On Jul 8, 2010, at 8​:57 AM, Jesse Vincent wrote​:

On Tue 6.Jul'10 at 9​:43​:59 -0700, Todd Rinaldo wrote​:

# <URL​: http​://rt.perl.org/rt3/Ticket/Display.html?id=76402 >

Locale​::Maketext already has functionality to do what you want.
The _AUTO meta-entry in %Lexicon allows fallthrough to use the requested
$key as the $value. And then your base lexicon uses even _less_ memory.

The value of having your translators hand-copy the content of your
default lexicon doesn't feel like much of a win for the added
complexity.

Jesse,

Onesided-ness is a complementary feature to _AUTO, not a replacement.

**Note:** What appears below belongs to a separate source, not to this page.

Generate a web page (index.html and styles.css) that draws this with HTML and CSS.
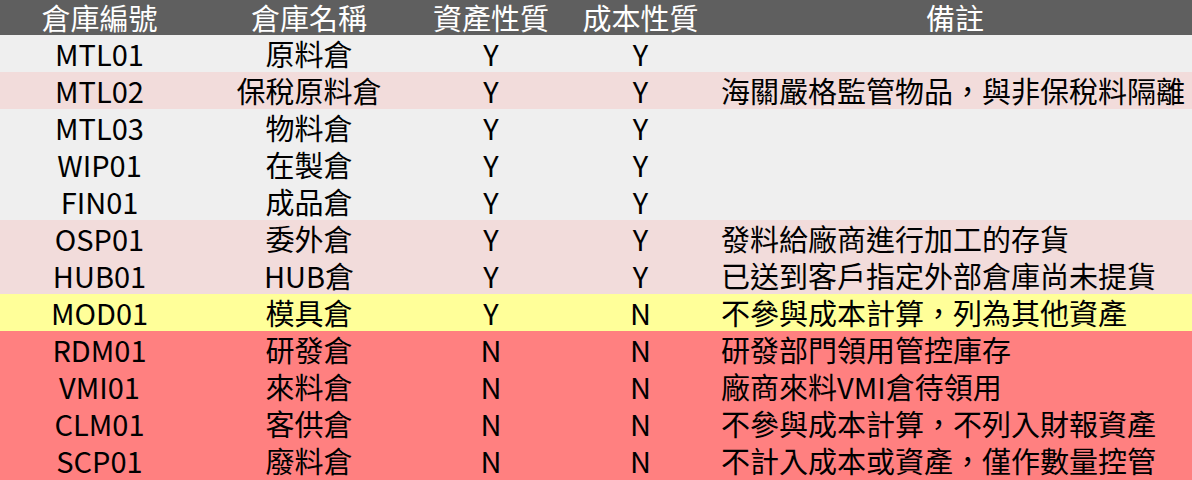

When you have code that uses _AUTO, Locale fall back happens. The only way to prevent this is to inject a key with an equivalent value to prevent fallback. Sometimes unexpected defaulting might happen. This isn't something you'd use all the time, but in the cases where you do, onesided-ness is more "fat-finger safe" than duping key and value pairs.

Having key/value pairs is also useful when you have _AUTO off. In those cases, the only way have MT not break is to put in a key with an equivalent value. Again, you're more "fat-finger safe" by using one sidedness in those cases.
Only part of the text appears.